GPs are the rigorous answer to 'how confident should my model be between training points?' The kernel function encodes your prior about function smoothness. RBF kernel = nearby points should have similar outputs. Periodic kernel = function repeats.

When Interviewers Test This

Applied Scientist roles at Cohere, Amazon Science, Google Research, and AI-native startups probe Bayesian reasoning in three ways: (1) 'Why does L2 regularization help?' — they want the MAP derivation, not 'it prevents overfitting.' (2) 'How do you quantify uncertainty in your model's predictions?' — they want posterior distributions, calibration, or conformal prediction, not just softmax scores. (3) 'How would you design this A/B test?' — they want prior specification, sample size from power analysis, and Bayesian stopping rules.

• Common trap: saying 'I'd use 95% confidence interval' when a 95% credible interval is what you actually mean. These are different things. Frequentist CI: if we repeated the experiment many times, 95% of constructed intervals would contain the true parameter. Bayesian CI: given this data, there's a 95% probability the parameter is in this range. The Bayesian answer is what people intuitively want.
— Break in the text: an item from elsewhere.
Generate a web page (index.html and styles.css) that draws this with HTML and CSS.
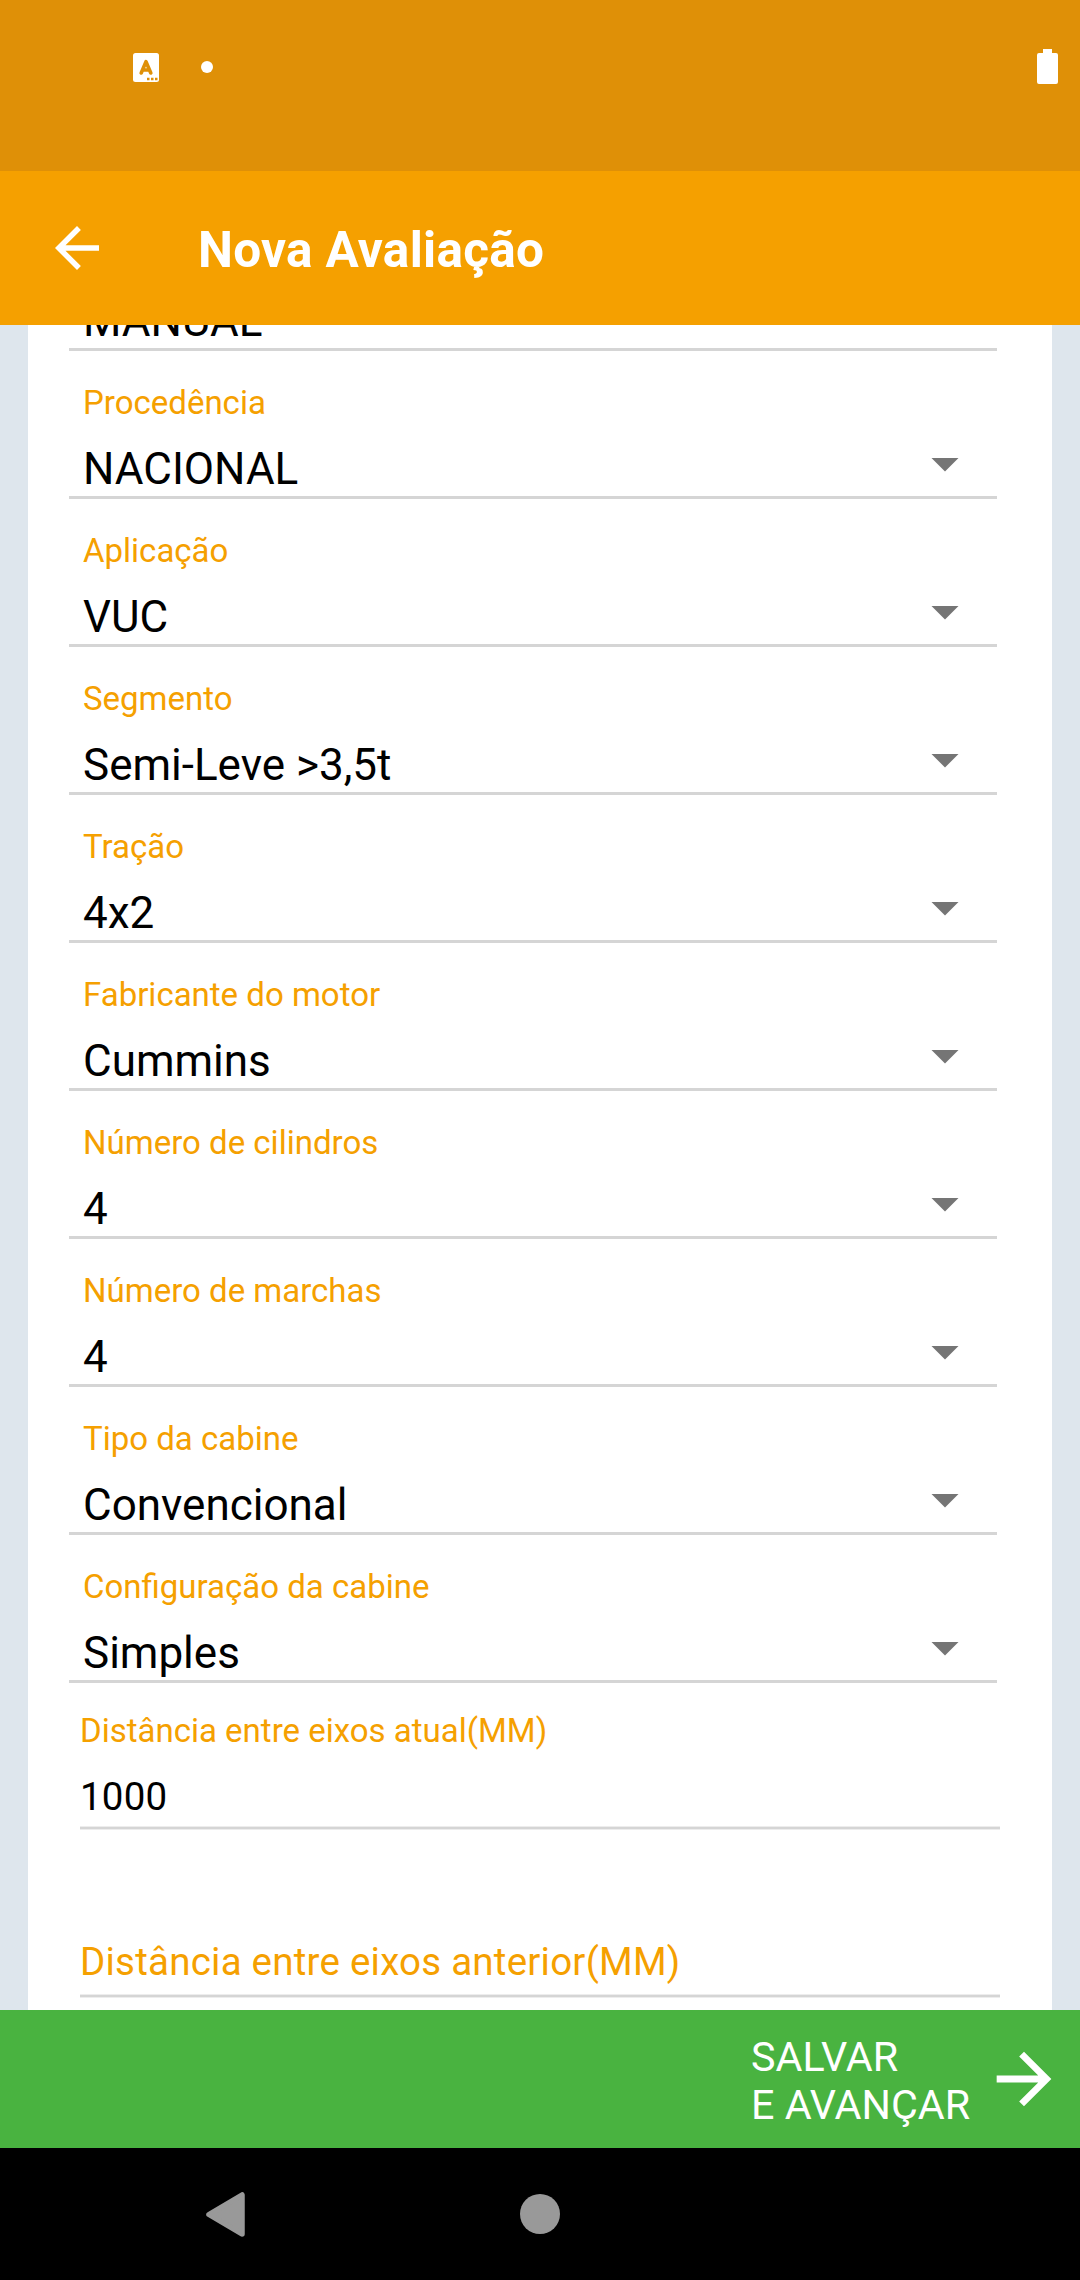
FILE: index.html
```html
<!DOCTYPE html>
<html lang="pt-BR">
<head>
<meta charset="utf-8">
<title>Nova Avaliação</title>
<link rel="stylesheet" href="styles.css">
</head>
<body>
<div class="screen">
  <div class="status">
    <svg class="status-app" width="26" height="29" viewBox="0 0 26 29"><rect width="26" height="29" rx="2.5" fill="#fff"/><path d="M8.2 20L13 8.700L17.800 20M10 17H16" fill="none" stroke="#df9007" stroke-width="3.600" stroke-linecap="round" stroke-linejoin="round"/><path d="M14 26h2.500m1.500 0h2.500m1.500 0h2.500" stroke="#df9007" stroke-width="2.400"/></svg>
    <span class="status-dot"></span>
    <svg class="status-battery" width="21" height="36" viewBox="0 0 21 36"><path d="M6 0h9v4h4a2 2 0 0 1 2 2v27a2 2 0 0 1-2 2H2a2 2 0 0 1-2-2V6a2 2 0 0 1 2-2h4z" fill="#fff"/></svg>
  </div>
  <header class="appbar">
    <svg width="66" height="66" viewBox="0 0 24 24" fill="#fff"><path d="M20 11H7.830l5.590-5.590L12 4l-8 8 8 8 1.410-1.410L7.830 13H20v-2z"/></svg>
    <h1 class="title">Nova Avaliação</h1>
  </header>
  <main class="content">
    <form class="card">
      <div class="select select-cut"><span class="value">MANUAL</span></div>
      <div class="select"><span class="label">Procedência</span><span class="value">NACIONAL<i class="caret"></i></span></div>
      <div class="select"><span class="label">Aplicação</span><span class="value">VUC<i class="caret"></i></span></div>
      <div class="select"><span class="label">Segmento</span><span class="value">Semi-Leve &gt;3,5t<i class="caret"></i></span></div>
      <div class="select"><span class="label">Tração</span><span class="value">4x2<i class="caret"></i></span></div>
      <div class="select"><span class="label">Fabricante do motor</span><span class="value">Cummins<i class="caret"></i></span></div>
      <div class="select"><span class="label">Número de cilindros</span><span class="value">4<i class="caret"></i></span></div>
      <div class="select"><span class="label">Número de marchas</span><span class="value">4<i class="caret"></i></span></div>
      <div class="select"><span class="label">Tipo da cabine</span><span class="value">Convencional<i class="caret"></i></span></div>
      <div class="select"><span class="label">Configuração da cabine</span><span class="value">Simples<i class="caret"></i></span></div>
      <div class="input"><span class="label">Distância entre eixos atual(MM)</span><span class="entry">1000</span></div>
      <div class="input input-empty"><span class="hint">Distância entre eixos anterior(MM)</span></div>
    </form>
  </main>
  <footer class="save">
    <span class="save-text">SALVAR<br>E AVANÇAR</span>
    <svg width="82" height="82" viewBox="0 0 24 24" fill="#fff"><path d="M12 4l-1.410 1.410L16.170 11H4v2h12.170l-5.580 5.590L12 20l8-8z"/></svg>
  </footer>
  <nav class="nav">
    <svg class="nav-back" width="39" height="45" viewBox="0 0 39 45"><path d="M3 22.500L36 3V42z" fill="#999" stroke="#999" stroke-width="5.500" stroke-linejoin="round"/></svg>
    <span class="nav-home"></span>
  </nav>
</div>
</body>
</html>
```
FILE: styles.css
```css
* { box-sizing: border-box; }
body { margin: 0; font-family: Roboto, sans-serif; color: #000; }
svg { display: block; flex: none; }
.screen { width: 1080px; height: 2280px; display: flex; flex-direction: column; overflow: hidden; }

.status { height: 171px; flex: none; background: #df9007; display: flex; align-items: flex-start; padding: 49px 22px 0 133px; }
.status-app { margin-top: 4px; }
.status-dot { width: 12px; height: 12px; border-radius: 50%; background: #fff; margin: 12px 0 0 42px; }
.status-battery { margin-left: auto; }

.appbar { height: 154px; flex: none; background: #f5a000; display: flex; align-items: center; padding-left: 44px; }
.title { margin: 4px 0 0 88px; font-size: 49.5px; line-height: 58px; font-weight: 700; letter-spacing: 0.3px; color: #fff; white-space: nowrap; }

.content { height: 1685px; flex: none; background: #dee6ed; padding: 0 28px; overflow: hidden; }
.card { height: 100%; background: #fff; display: flex; flex-direction: column; }

.select { height: 148px; flex: none; margin: 0 55px 0 41px; padding: 32px 0 1px 14px; border-bottom: 3px solid #d5d5d5; display: flex; flex-direction: column; gap: 20px; }
.select-cut { height: 26px; padding-top: 0; justify-content: flex-end; overflow: hidden; }
.label { font-size: 33px; line-height: 40px; color: #f5a000; white-space: nowrap; }
.value { font-size: 44px; line-height: 52px; flex: none; display: flex; justify-content: space-between; }
.caret { width: 28px; height: 14px; margin: 14.5px 38px 0 0; background: #757575; clip-path: polygon(0 0, 100% 0, 50% 100%); }

.input { height: 147px; flex: none; margin: 0 52px; padding-top: 28px; display: flex; flex-direction: column; gap: 23px;
  background: linear-gradient(#ededed 0 1px, #d5d5d5 1px 3px, #ededed 3px) bottom / 100% 4px no-repeat; }
.entry, .hint { font-size: 38.5px; line-height: 46px; letter-spacing: 0.23px; white-space: nowrap; }
.hint { color: #f5a000; }
.input-empty { height: 168px; padding-top: 109px; }

.save { height: 138px; flex: none; background: #49b340; color: #fff; display: flex; justify-content: flex-end; align-items: center; padding-right: 15px; }
.save-text { width: 232px; font-size: 41.25px; line-height: 48px; white-space: nowrap; padding-top: 4px; }

.nav { height: 132px; flex: none; background: #000; display: flex; align-items: flex-start; padding: 44px 0 0 206px; }
.nav-home { width: 40px; height: 40px; border-radius: 50%; background: #999; margin: 2px 0 0 275px; }
```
Another trap: treating softmax probabilities as calibrated uncertainty. They're not. A softmax score of 0.95 does not mean 95% probability of being correct — especially on out-of-distribution inputs.

Variational Inference: When the Posterior Is Intractable

For complex models (deep networks, large latent variable models), the true posterior P(θ | data) is intractable — the integral in the denominator doesn't have a closed form. Variational Inference (VI) approximates it: find the distribution Q(θ) from a tractable family (e.g., Gaussian) that is closest to the true posterior, measured by KL divergence. This turns Bayesian inference into an optimization problem.

VAEs use VI. The encoder outputs μ and σ — parameters of the approximate posterior Q(z | x). The ELBO (Evidence Lower BOund) objective is what you're optimizing: ELBO = E[log P(x | z)] - KL(Q(z | x) || P(z)). The first term is reconstruction quality. The second term is the KL penalty that keeps the posterior close to the prior.